Scan the entries below for the word "styles". Copy each line that has it.

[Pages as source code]
──────────

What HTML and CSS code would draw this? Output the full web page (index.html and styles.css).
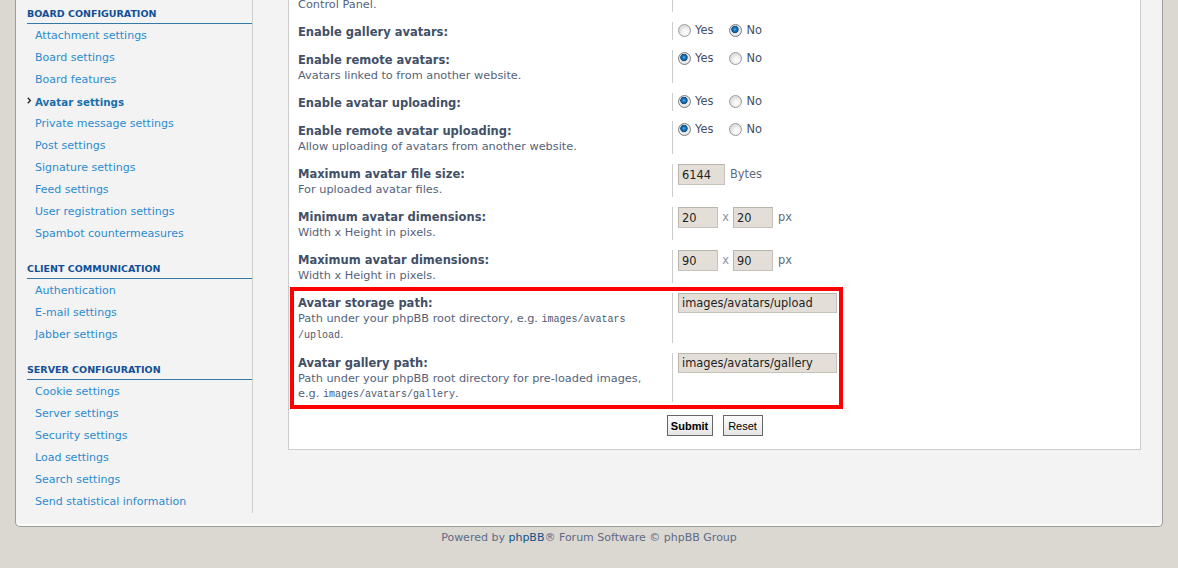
FILE: index.html
```html
<!DOCTYPE html>
<html lang="en">
<head>
<meta charset="utf-8">
<title>Avatar settings</title>
<link rel="stylesheet" href="styles.css">
</head>
<body>
<div class="page">
  <div class="panel">
    <nav class="menu">
      <div class="block">
        <p class="menu-head">BOARD CONFIGURATION</p>
        <ul>
          <li><a href="#">Attachment settings</a></li>
          <li><a href="#">Board settings</a></li>
          <li><a href="#">Board features</a></li>
          <li class="active"><svg class="marker" width="5" height="7" viewBox="0 0 5 7"><polyline points="0.8,0.8 3.4,3.5 0.8,6.2" fill="none" stroke="#222" stroke-width="1.3"/></svg><a href="#">Avatar settings</a></li>
          <li><a href="#">Private message settings</a></li>
          <li><a href="#">Post settings</a></li>
          <li><a href="#">Signature settings</a></li>
          <li><a href="#">Feed settings</a></li>
          <li><a href="#">User registration settings</a></li>
          <li><a href="#">Spambot countermeasures</a></li>
        </ul>
      </div>
      <div class="block">
        <p class="menu-head">CLIENT COMMUNICATION</p>
        <ul>
          <li><a href="#">Authentication</a></li>
          <li><a href="#">E-mail settings</a></li>
          <li><a href="#">Jabber settings</a></li>
        </ul>
      </div>
      <div class="block">
        <p class="menu-head">SERVER CONFIGURATION</p>
        <ul>
          <li><a href="#">Cookie settings</a></li>
          <li><a href="#">Server settings</a></li>
          <li><a href="#">Security settings</a></li>
          <li><a href="#">Load settings</a></li>
          <li><a href="#">Search settings</a></li>
          <li><a href="#">Send statistical information</a></li>
        </ul>
      </div>
    </nav>

    <main class="main">
      <form class="box" action="#">
        <dl class="row">
          <dt><span class="desc">Control Panel.</span></dt>
          <dd></dd>
        </dl>
        <dl class="row">
          <dt><label class="label">Enable gallery avatars:</label></dt>
          <dd class="radios">
            <label class="opt"><input type="radio" name="gal"> Yes</label>
            <label class="opt"><input type="radio" name="gal" checked> No</label>
          </dd>
        </dl>
        <dl class="row">
          <dt><label class="label">Enable remote avatars:</label><span class="desc">Avatars linked to from another website.</span></dt>
          <dd class="radios">
            <label class="opt"><input type="radio" name="rem" checked> Yes</label>
            <label class="opt"><input type="radio" name="rem"> No</label>
          </dd>
        </dl>
        <dl class="row">
          <dt><label class="label">Enable avatar uploading:</label></dt>
          <dd class="radios">
            <label class="opt"><input type="radio" name="upl" checked> Yes</label>
            <label class="opt"><input type="radio" name="upl"> No</label>
          </dd>
        </dl>
        <dl class="row">
          <dt><label class="label">Enable remote avatar uploading:</label><span class="desc">Allow uploading of avatars from another website.</span></dt>
          <dd class="radios">
            <label class="opt"><input type="radio" name="rupl" checked> Yes</label>
            <label class="opt"><input type="radio" name="rupl"> No</label>
          </dd>
        </dl>
        <dl class="row">
          <dt><label class="label">Maximum avatar file size:</label><span class="desc">For uploaded avatar files.</span></dt>
          <dd class="fields">
            <input class="text w-size" type="text" value="6144"><span class="unit">Bytes</span>
          </dd>
        </dl>
        <dl class="row">
          <dt><label class="label">Minimum avatar dimensions:</label><span class="desc">Width x Height in pixels.</span></dt>
          <dd class="fields">
            <input class="text w-dim" type="text" value="20"><span class="times">x</span><input class="text w-dim" type="text" value="20"><span class="unit">px</span>
          </dd>
        </dl>
        <dl class="row">
          <dt><label class="label">Maximum avatar dimensions:</label><span class="desc">Width x Height in pixels.</span></dt>
          <dd class="fields">
            <input class="text w-dim" type="text" value="90"><span class="times">x</span><input class="text w-dim" type="text" value="90"><span class="unit">px</span>
          </dd>
        </dl>

        <div class="highlight">
          <dl class="row">
            <dt><label class="label">Avatar storage path:</label><span class="desc">Path under your phpBB root directory, e.g. <code>images/avatars<wbr>/upload</code>.</span></dt>
            <dd class="fields">
              <input class="text w-path" type="text" value="images/avatars/upload">
            </dd>
          </dl>
          <dl class="row">
            <dt><label class="label">Avatar gallery path:</label><span class="desc">Path under your phpBB root directory for pre-loaded images, e.g. <code>images/avatars/gallery</code>.</span></dt>
            <dd class="fields">
              <input class="text w-path" type="text" value="images/avatars/gallery">
            </dd>
          </dl>
        </div>

        <div class="actions">
          <button class="btn btn-submit" type="button">Submit</button>
          <button class="btn" type="button">Reset</button>
        </div>
      </form>
    </main>
  </div>

  <footer class="footer">Powered by <a href="#">phpBB</a>® Forum Software © phpBB Group</footer>
</div>
</body>
</html>
```

FILE: styles.css
```css
* {
  box-sizing: border-box;
}

html,
body {
  margin: 0;
  padding: 0;
}

body {
  background: #dbd8d1;
  font-family: "DejaVu Sans", Verdana, sans-serif;
  font-size: 11px;
  color: #536482;
  overflow: hidden;
}

.page {
  padding: 0 15px;
}

.panel {
  display: flex;
  background: #f3f3f3;
  border: 1px solid #9c9c9c;
  border-top: 0;
  border-radius: 0 0 5px 5px;
  padding-bottom: 13px;
  box-shadow: inset 0 -2px 0 #fafafa;
}

/* ---------- sidebar ---------- */
.menu {
  width: 237px;
  flex: none;
  border-right: 1px solid #cccccc;
  padding-top: 7px;
}

.block + .block {
  margin-top: 17px;
}

.menu-head {
  margin: 0 0 0 11px;
  padding-bottom: 2px;
  font-size: 9.5px;
  line-height: 14px;
  font-weight: bold;
  color: #115098;
  border-bottom: 1px solid #327aa5;
}

.menu ul {
  list-style: none;
  margin: 1px 0 0;
  padding: 0;
}

.menu li {
  position: relative;
}

.menu li a {
  display: block;
  padding-left: 19px;
  line-height: 22px;
  font-size: 11px;
  color: #2a8bd0;
  text-decoration: none;
}

.menu li.active a {
  font-weight: bold;
  font-size: 10.3px;
  color: #1a6fab;
}

.marker {
  position: absolute;
  left: 11px;
  top: 6px;
}

/* ---------- main ---------- */
.main {
  flex: 1;
  padding: 0 21px 0 35px;
}

.box {
  display: block;
  background: #ffffff;
  border: 1px solid #cccccc;
  margin: -17px 0 0;
  padding: 10px 9px 13px;
}

.row {
  display: grid;
  grid-template-columns: 374px 1fr;
  margin: 0 0 10px;
}

.row dt {
  padding: 3px 10px 0 0;
  line-height: 15px;
}

.label {
  display: block;
  font-size: 11.5px;
  font-weight: bold;
  color: #425067;
}

.desc {
  display: block;
  font-size: 11.3px;
  color: #54637a;
}

.desc code {
  font-family: "Liberation Mono", "Courier New", monospace;
  font-size: 10px;
  line-height: 15px;
  color: #4a5870;
}

.row dd {
  margin: 0;
  border-left: 1px solid #cccccc;
  padding-left: 5px;
}

.radios {
  display: flex;
  align-items: flex-start;
  padding-top: 1px;
}

.opt {
  display: inline-flex;
  align-items: center;
  line-height: 15px;
  font-size: 11.4px;
  color: #425067;
  margin-right: 16px;
}

.opt input {
  appearance: none;
  -webkit-appearance: none;
  width: 13px;
  height: 13px;
  margin: 0 4px 0 0;
  border-radius: 50%;
  border: 1px solid #9a9a9a;
  background: radial-gradient(circle at 60% 65%, #ffffff 0, #f4f4f4 3px, #dedede 6px);
}

.opt input:checked {
  border-color: #7d7d7d;
  background: radial-gradient(circle at 45% 40%, #5cb4ee 0, #1a78bd 1.6px, #0c4f86 3.4px, #d6d6d6 3.9px, #f2f2f2 5px, #e2e2e2 6px);
}

.fields {
  display: flex;
  align-items: flex-start;
}

.text {
  height: 21px;
  margin: 0;
  padding: 0 3px;
  border: 1px solid #c6c2ba;
  border-top-color: #b9b5ad;
  border-left-color: #b9b5ad;
  background: #e3dfd8;
  font-family: "DejaVu Sans", Verdana, sans-serif;
  font-size: 11.4px;
  color: #222;
}

.w-size {
  width: 47px;
}

.w-dim {
  width: 40px;
}

.w-path {
  width: 159px;
  height: 20px;
}

.unit,
.times {
  line-height: 21px;
  font-size: 11.4px;
  color: #5f6b80;
}

.unit {
  margin-left: 5px;
}

.times {
  width: 15px;
  text-align: center;
  color: #8a93a3;
}

.highlight {
  width: 553px;
  margin: -6px 0 0 -8px;
  padding: 2px 0 3px 4px;
  border: 4px solid #ff0000;
}

.highlight .row:last-child {
  margin-bottom: 0;
}

.actions {
  display: flex;
  justify-content: center;
  gap: 10px;
  margin-top: 6px;
}

.btn {
  height: 21px;
  width: 40px;
  margin: 0;
  padding: 0;
  border: 1px solid #666666;
  background: linear-gradient(#fbfbfb, #e6e6e6);
  font-family: "Liberation Sans", Arial, sans-serif;
  font-size: 11px;
  color: #000;
}

.btn-submit {
  width: 46px;
  font-weight: bold;
}

/* ---------- footer ---------- */
.footer {
  padding-top: 4px;
  line-height: 14px;
  text-align: center;
  font-size: 11px;
  color: #5f6a88;
}

.footer a {
  color: #105289;
  text-decoration: none;
}
```
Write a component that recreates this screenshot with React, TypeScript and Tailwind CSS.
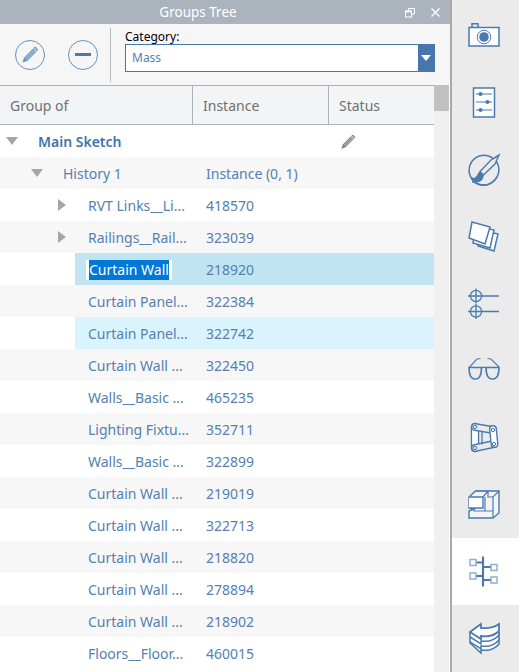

──────────

▸ **SOLUTION TO THE PROBLEM**
What HTML and CSS code would draw this? Output the full web page (index.html and styles.css).
<link rel="stylesheet" href="styles.css">
FILE: styles.css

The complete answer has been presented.